— start —

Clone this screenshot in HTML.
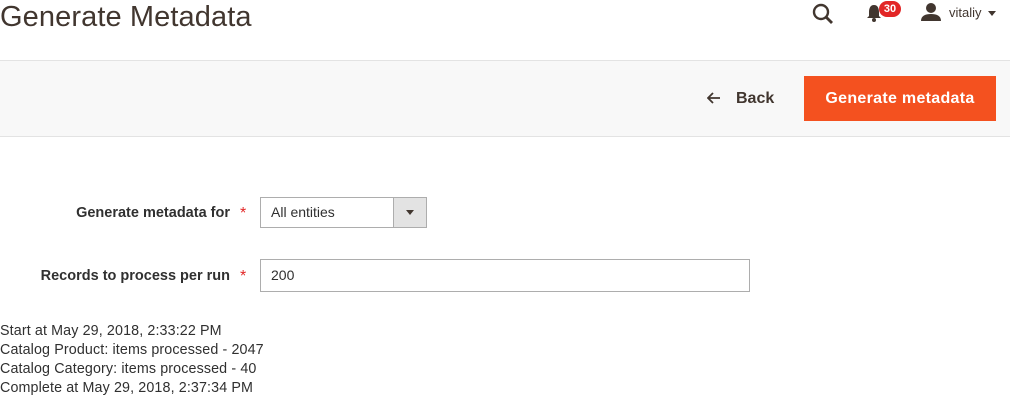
<!DOCTYPE html>
<html><head><meta charset="utf-8"><style>
*{box-sizing:border-box;margin:0;padding:0}
body{width:1010px;height:410px;overflow:hidden;background:#fff;font-family:"Liberation Sans",sans-serif;color:#303030;position:relative}
.abs{position:absolute}
h1{position:absolute;left:0;top:0;font-size:29px;font-weight:normal;color:#41362f;line-height:34px;letter-spacing:.1px}
.bar{position:absolute;left:0;top:60px;width:1010px;height:77px;background:#f8f8f8;border-top:1px solid #e3e3e3;border-bottom:1px solid #e3e3e3}
.btn{position:absolute;left:804px;top:76px;width:192px;height:45px;background:#f4511f;color:#fff;font-size:16px;font-weight:bold;text-align:center;line-height:45px;letter-spacing:.3px}
.back{position:absolute;top:90px;font-size:16px;font-weight:bold;color:#41362f}
.lbl{position:absolute;font-size:14.5px;font-weight:bold;color:#303030;text-align:right;width:230px;left:0}
.star{position:absolute;color:#e22626;font-size:16px}
.sel{position:absolute;left:260px;top:197px;width:167px;height:31px;border:1px solid #adadad;background:#fff;font-size:14px;padding:6px 10px}
.sel .arr{position:absolute;right:0;top:0;width:33px;height:29px;background:#e3e3e3;border-left:1px solid #adadad}
.inp{position:absolute;left:260px;top:259px;width:490px;height:33px;border:1px solid #adadad;font-size:14px;padding:7px 10px}
.log{position:absolute;left:0;top:322px;font-size:14.3px;line-height:19px;color:#303030;letter-spacing:.12px}
</style></head><body>
<h1>Generate Metadata</h1>
<svg class="abs" style="left:812px;top:3px" width="22" height="22" viewBox="0 0 22 22"><circle cx="9" cy="9" r="7" fill="none" stroke="#41362f" stroke-width="2.4"/><line x1="14" y1="14" x2="20" y2="20" stroke="#41362f" stroke-width="2.8"/></svg>
<svg class="abs" style="left:866px;top:4px" width="16" height="18" viewBox="0 0 16 18"><path d="M8 1C4 1 3 5 3 8v4l-2 2h14l-2-2V8c0-3-1-7-5-7z" fill="#41362f"/><circle cx="8" cy="16" r="2" fill="#41362f"/></svg>
<div class="abs" style="left:879px;top:1px;width:22px;height:16px;border-radius:8px;background:#e22626;color:#fff;font-size:11px;font-weight:bold;text-align:center;line-height:16px">30</div>
<svg class="abs" style="left:921px;top:3px" width="20" height="18" viewBox="0 0 20 18"><ellipse cx="10" cy="5" rx="5" ry="5" fill="#41362f"/><path d="M0 18c0-5 4-7 10-7s10 2 10 7z" fill="#41362f"/></svg>
<div class="abs" style="left:949px;top:5px;font-size:13px;color:#41362f">vitaliy</div>
<div class="abs" style="left:988px;top:11px;width:0;height:0;border-left:4px solid transparent;border-right:4px solid transparent;border-top:5px solid #41362f"></div>
<div class="bar"></div>
<svg class="abs" style="left:707px;top:92px" width="14" height="12" viewBox="0 0 14 12"><path d="M13 6H2M6 1L1 6l5 5" fill="none" stroke="#41362f" stroke-width="1.8"/></svg>
<div class="back" style="left:736px">Back</div>
<div class="btn">Generate metadata</div>
<div class="lbl" style="top:205px">Generate metadata for</div>
<div class="star" style="left:240px;top:205px">*</div>
<div class="sel">All entities<div class="arr"><div style="position:absolute;left:12px;top:12px;border-left:4px solid transparent;border-right:4px solid transparent;border-top:5px solid #41362f"></div></div></div>
<div class="lbl" style="top:268px">Records to process per run</div>
<div class="star" style="left:240px;top:268px">*</div>
<div class="inp">200</div>
<div class="log">Start at May 29, 2018, 2:33:22 PM<br>Catalog Product: items processed - 2047<br>Catalog Category: items processed - 40<br>Complete at May 29, 2018, 2:37:34 PM</div>
</body></html>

— end —

_Short task_.
Write out the data precisely as given, excluding the pictures.

_Solution to this task_.
Clone this screenshot in HTML.
<!DOCTYPE html>
<html><head><meta charset="utf-8"><style>
*{box-sizing:border-box;margin:0;padding:0}
body{width:1010px;height:410px;overflow:hidden;background:#fff;font-family:"Liberation Sans",sans-serif;color:#303030;position:relative}
.abs{position:absolute}
h1{position:absolute;left:0;top:0;font-size:29px;font-weight:normal;color:#41362f;line-height:34px;letter-spacing:.1px}
.bar{position:absolute;left:0;top:60px;width:1010px;height:77px;background:#f8f8f8;border-top:1px solid #e3e3e3;border-bottom:1px solid #e3e3e3}
.btn{position:absolute;left:804px;top:76px;width:192px;height:45px;background:#f4511f;color:#fff;font-size:16px;font-weight:bold;text-align:center;line-height:45px;letter-spacing:.3px}
.back{position:absolute;top:90px;font-size:16px;font-weight:bold;color:#41362f}
.lbl{position:absolute;font-size:14.5px;font-weight:bold;color:#303030;text-align:right;width:230px;left:0}
.star{position:absolute;color:#e22626;font-size:16px}
.sel{position:absolute;left:260px;top:197px;width:167px;height:31px;border:1px solid #adadad;background:#fff;font-size:14px;padding:6px 10px}
.sel .arr{position:absolute;right:0;top:0;width:33px;height:29px;background:#e3e3e3;border-left:1px solid #adadad}
.inp{position:absolute;left:260px;top:259px;width:490px;height:33px;border:1px solid #adadad;font-size:14px;padding:7px 10px}
.log{position:absolute;left:0;top:322px;font-size:14.3px;line-height:19px;color:#303030;letter-spacing:.12px}
</style></head><body>
<h1>Generate Metadata</h1>
<svg class="abs" style="left:812px;top:3px" width="22" height="22" viewBox="0 0 22 22"><circle cx="9" cy="9" r="7" fill="none" stroke="#41362f" stroke-width="2.4"/><line x1="14" y1="14" x2="20" y2="20" stroke="#41362f" stroke-width="2.8"/></svg>
<svg class="abs" style="left:866px;top:4px" width="16" height="18" viewBox="0 0 16 18"><path d="M8 1C4 1 3 5 3 8v4l-2 2h14l-2-2V8c0-3-1-7-5-7z" fill="#41362f"/><circle cx="8" cy="16" r="2" fill="#41362f"/></svg>
<div class="abs" style="left:879px;top:1px;width:22px;height:16px;border-radius:8px;background:#e22626;color:#fff;font-size:11px;font-weight:bold;text-align:center;line-height:16px">30</div>
<svg class="abs" style="left:921px;top:3px" width="20" height="18" viewBox="0 0 20 18"><ellipse cx="10" cy="5" rx="5" ry="5" fill="#41362f"/><path d="M0 18c0-5 4-7 10-7s10 2 10 7z" fill="#41362f"/></svg>
<div class="abs" style="left:949px;top:5px;font-size:13px;color:#41362f">vitaliy</div>
<div class="abs" style="left:988px;top:11px;width:0;height:0;border-left:4px solid transparent;border-right:4px solid transparent;border-top:5px solid #41362f"></div>
<div class="bar"></div>
<svg class="abs" style="left:707px;top:92px" width="14" height="12" viewBox="0 0 14 12"><path d="M13 6H2M6 1L1 6l5 5" fill="none" stroke="#41362f" stroke-width="1.8"/></svg>
<div class="back" style="left:736px">Back</div>
<div class="btn">Generate metadata</div>
<div class="lbl" style="top:205px">Generate metadata for</div>
<div class="star" style="left:240px;top:205px">*</div>
<div class="sel">All entities<div class="arr"><div style="position:absolute;left:12px;top:12px;border-left:4px solid transparent;border-right:4px solid transparent;border-top:5px solid #41362f"></div></div></div>
<div class="lbl" style="top:268px">Records to process per run</div>
<div class="star" style="left:240px;top:268px">*</div>
<div class="inp">200</div>
<div class="log">Start at May 29, 2018, 2:33:22 PM<br>Catalog Product: items processed - 2047<br>Catalog Category: items processed - 40<br>Complete at May 29, 2018, 2:37:34 PM</div>
</body></html>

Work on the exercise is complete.